SET EXERCISE: Show only lines that include "page".

DATASET EXTRACT:
━━━━
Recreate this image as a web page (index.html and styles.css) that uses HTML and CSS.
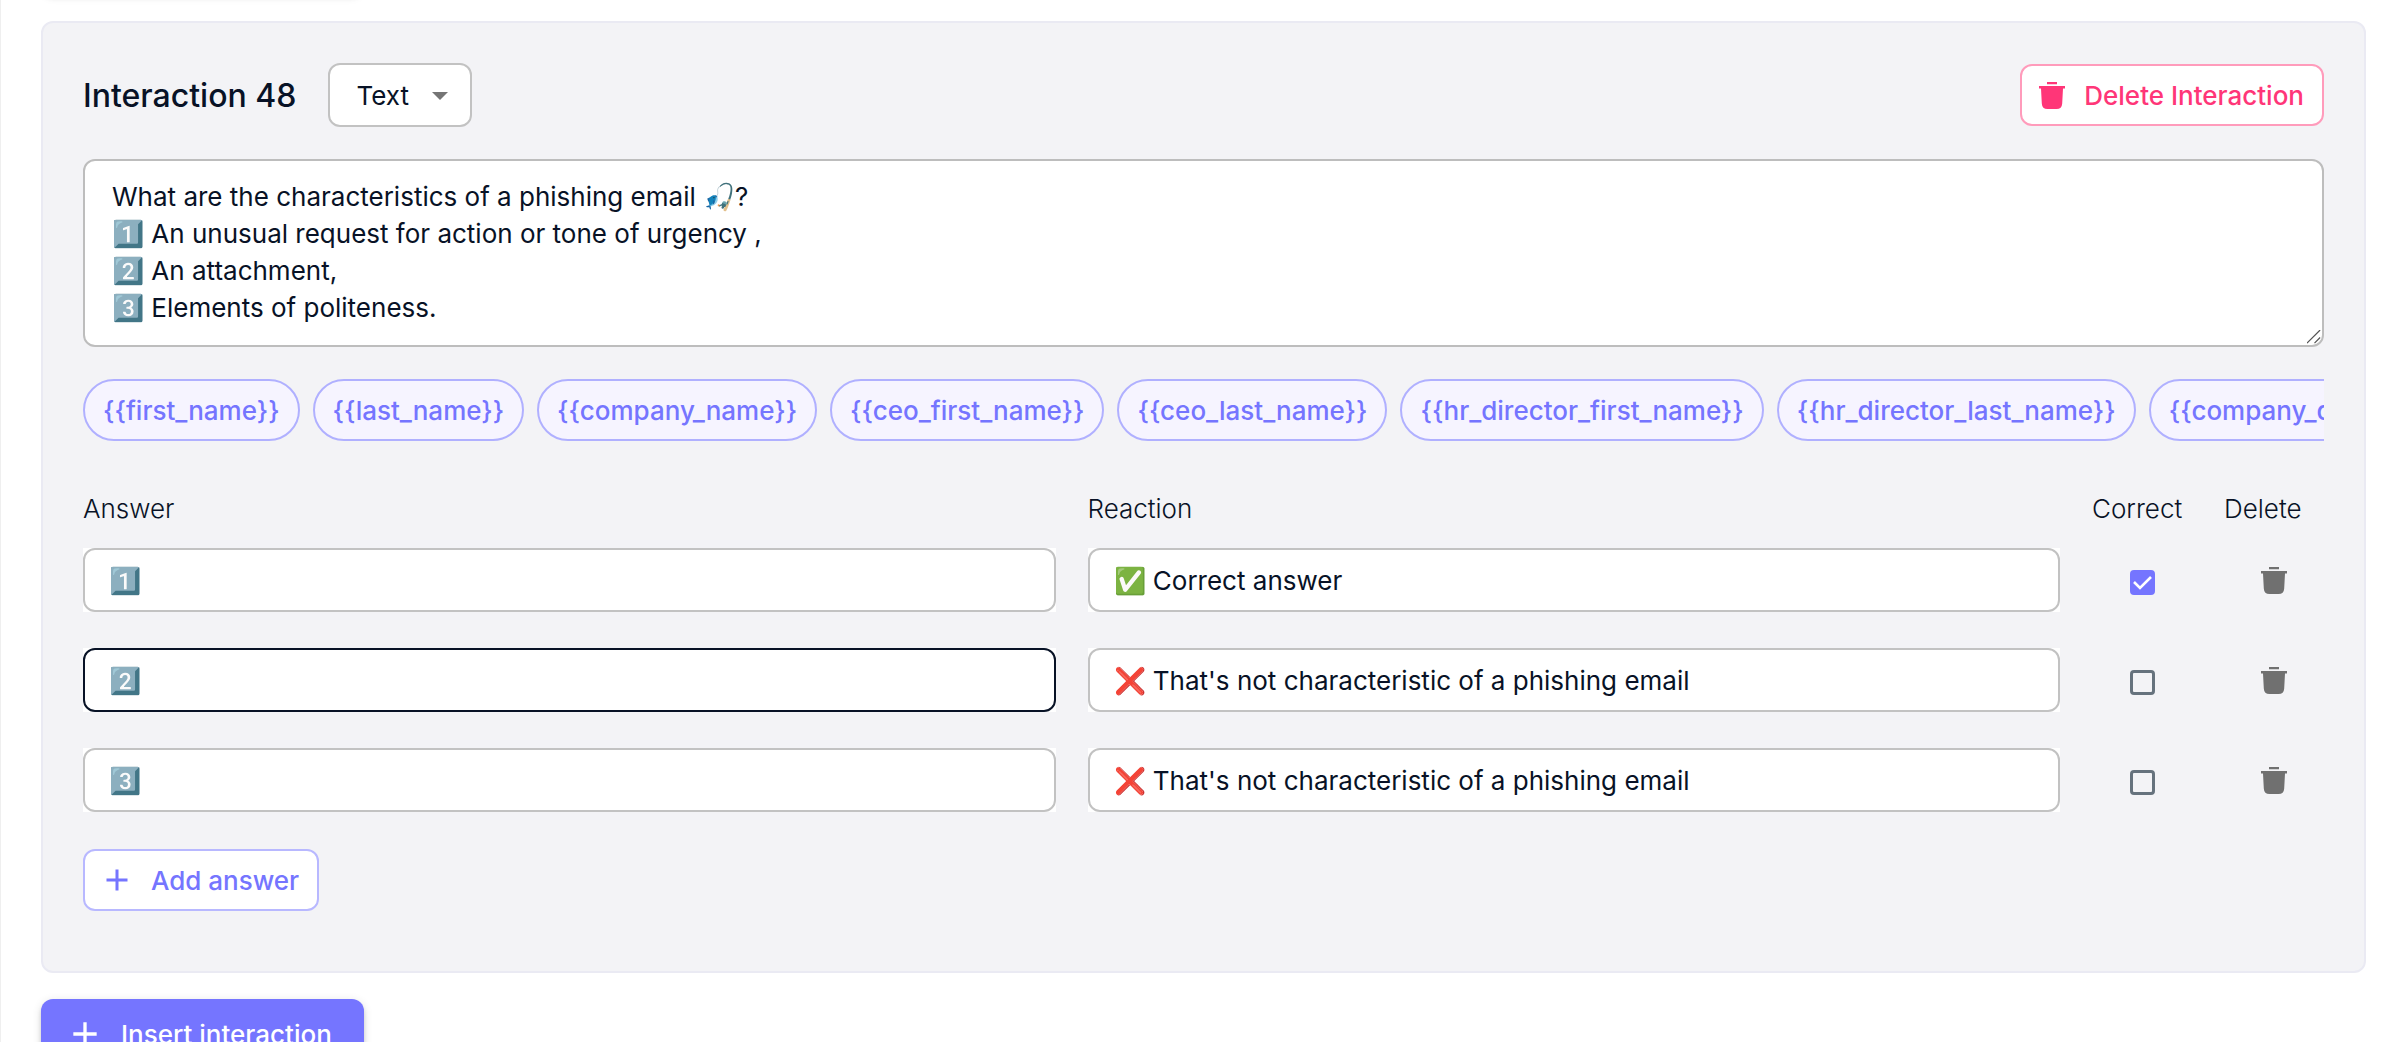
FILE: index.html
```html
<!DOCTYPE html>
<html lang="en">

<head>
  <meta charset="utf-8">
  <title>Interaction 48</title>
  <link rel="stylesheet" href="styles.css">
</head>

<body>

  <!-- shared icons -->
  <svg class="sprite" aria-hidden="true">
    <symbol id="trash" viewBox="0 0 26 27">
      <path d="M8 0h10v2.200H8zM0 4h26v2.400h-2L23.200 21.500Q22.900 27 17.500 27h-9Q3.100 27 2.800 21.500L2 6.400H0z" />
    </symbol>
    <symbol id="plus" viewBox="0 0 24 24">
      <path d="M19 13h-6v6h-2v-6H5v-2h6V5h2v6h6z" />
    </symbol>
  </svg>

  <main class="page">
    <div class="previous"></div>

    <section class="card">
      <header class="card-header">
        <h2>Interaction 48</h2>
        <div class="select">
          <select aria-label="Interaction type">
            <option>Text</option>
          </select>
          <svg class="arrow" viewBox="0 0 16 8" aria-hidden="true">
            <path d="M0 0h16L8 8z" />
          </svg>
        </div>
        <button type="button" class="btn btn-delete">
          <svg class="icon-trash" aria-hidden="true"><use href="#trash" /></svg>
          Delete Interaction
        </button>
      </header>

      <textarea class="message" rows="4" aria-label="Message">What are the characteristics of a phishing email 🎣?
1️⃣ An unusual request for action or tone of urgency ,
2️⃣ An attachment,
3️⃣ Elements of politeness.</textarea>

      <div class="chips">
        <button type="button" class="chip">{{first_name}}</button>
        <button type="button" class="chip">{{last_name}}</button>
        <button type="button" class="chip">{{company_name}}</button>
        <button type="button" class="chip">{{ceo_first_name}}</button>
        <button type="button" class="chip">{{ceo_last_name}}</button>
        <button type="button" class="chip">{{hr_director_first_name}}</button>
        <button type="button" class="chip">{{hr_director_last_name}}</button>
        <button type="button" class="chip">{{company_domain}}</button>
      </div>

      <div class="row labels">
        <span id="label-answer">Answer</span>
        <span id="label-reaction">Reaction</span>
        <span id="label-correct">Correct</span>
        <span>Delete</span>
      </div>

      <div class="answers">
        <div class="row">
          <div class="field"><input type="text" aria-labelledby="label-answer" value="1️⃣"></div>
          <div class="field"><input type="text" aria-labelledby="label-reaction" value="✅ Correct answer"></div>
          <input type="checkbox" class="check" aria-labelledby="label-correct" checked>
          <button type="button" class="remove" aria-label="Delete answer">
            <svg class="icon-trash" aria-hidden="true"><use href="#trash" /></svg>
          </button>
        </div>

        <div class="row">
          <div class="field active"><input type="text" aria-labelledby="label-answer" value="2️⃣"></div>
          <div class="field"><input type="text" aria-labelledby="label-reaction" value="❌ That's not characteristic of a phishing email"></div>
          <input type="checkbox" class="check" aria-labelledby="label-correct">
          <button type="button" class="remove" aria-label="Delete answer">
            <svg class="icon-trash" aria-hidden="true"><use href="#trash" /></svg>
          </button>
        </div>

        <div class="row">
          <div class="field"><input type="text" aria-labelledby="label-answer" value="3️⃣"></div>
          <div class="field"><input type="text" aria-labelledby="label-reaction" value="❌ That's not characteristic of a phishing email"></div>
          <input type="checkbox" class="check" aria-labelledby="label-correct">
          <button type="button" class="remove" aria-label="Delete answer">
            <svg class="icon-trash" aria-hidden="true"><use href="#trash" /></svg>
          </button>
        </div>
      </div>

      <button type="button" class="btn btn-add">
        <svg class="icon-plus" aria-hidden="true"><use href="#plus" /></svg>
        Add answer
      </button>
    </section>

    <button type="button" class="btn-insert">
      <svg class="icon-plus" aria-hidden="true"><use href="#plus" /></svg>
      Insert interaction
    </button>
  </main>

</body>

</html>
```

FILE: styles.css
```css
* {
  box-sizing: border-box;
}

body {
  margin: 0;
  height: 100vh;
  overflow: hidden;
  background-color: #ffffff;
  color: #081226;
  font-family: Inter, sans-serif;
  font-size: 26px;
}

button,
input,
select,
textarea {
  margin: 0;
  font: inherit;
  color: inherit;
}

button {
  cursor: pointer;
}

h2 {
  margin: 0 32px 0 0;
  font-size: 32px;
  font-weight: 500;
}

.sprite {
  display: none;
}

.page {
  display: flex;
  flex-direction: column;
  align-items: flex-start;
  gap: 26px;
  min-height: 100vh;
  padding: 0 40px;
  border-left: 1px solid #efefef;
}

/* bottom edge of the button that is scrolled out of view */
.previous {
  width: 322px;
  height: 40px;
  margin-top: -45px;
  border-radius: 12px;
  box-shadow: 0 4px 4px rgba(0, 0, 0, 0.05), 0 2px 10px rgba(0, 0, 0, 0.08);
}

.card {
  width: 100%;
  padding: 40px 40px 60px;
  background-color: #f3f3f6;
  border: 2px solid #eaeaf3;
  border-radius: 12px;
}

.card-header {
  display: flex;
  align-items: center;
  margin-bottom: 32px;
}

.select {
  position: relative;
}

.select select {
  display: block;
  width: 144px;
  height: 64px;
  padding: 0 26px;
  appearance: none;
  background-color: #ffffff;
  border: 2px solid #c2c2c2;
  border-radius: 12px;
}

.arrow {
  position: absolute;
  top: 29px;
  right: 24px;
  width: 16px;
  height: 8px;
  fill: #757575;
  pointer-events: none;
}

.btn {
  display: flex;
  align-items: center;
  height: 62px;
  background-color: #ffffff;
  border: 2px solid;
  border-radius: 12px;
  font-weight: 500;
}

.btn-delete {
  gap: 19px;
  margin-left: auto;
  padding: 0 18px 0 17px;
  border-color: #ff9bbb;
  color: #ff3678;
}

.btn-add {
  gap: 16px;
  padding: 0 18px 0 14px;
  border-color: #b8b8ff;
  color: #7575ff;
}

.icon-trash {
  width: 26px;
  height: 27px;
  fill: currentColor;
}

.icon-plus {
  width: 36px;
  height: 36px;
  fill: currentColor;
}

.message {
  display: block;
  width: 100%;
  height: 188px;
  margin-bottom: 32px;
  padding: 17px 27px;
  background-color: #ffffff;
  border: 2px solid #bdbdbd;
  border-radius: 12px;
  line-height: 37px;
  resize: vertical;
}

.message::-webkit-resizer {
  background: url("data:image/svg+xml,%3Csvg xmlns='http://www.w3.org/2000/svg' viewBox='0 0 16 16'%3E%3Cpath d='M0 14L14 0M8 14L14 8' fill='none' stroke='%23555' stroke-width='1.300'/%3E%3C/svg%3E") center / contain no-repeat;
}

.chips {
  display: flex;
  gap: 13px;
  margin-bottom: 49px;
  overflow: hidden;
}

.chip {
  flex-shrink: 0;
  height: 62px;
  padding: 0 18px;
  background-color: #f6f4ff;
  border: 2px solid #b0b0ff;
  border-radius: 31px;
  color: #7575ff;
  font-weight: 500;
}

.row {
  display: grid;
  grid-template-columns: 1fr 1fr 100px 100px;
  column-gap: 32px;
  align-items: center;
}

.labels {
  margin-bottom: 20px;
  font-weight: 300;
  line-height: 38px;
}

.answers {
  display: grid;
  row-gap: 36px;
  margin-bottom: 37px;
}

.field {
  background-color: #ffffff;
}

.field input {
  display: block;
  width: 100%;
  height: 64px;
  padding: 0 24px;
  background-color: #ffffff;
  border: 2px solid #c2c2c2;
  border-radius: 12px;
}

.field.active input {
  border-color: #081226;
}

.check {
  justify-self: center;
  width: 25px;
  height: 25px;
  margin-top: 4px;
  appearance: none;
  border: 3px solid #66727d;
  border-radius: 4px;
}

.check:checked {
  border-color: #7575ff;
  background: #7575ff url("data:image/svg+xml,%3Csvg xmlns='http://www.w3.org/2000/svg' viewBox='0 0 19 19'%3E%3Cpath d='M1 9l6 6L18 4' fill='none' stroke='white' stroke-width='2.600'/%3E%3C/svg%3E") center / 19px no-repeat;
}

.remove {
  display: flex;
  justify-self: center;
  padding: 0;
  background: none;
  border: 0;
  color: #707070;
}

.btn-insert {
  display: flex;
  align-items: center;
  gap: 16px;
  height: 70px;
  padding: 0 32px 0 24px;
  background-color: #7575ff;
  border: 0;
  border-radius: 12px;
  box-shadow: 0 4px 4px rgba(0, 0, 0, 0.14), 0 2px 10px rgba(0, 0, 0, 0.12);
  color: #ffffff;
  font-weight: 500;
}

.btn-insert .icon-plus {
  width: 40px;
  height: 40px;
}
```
━━━━
REPLY:
Recreate this image as a web page (index.html and styles.css) that uses HTML and CSS.
  <main class="page">
.page {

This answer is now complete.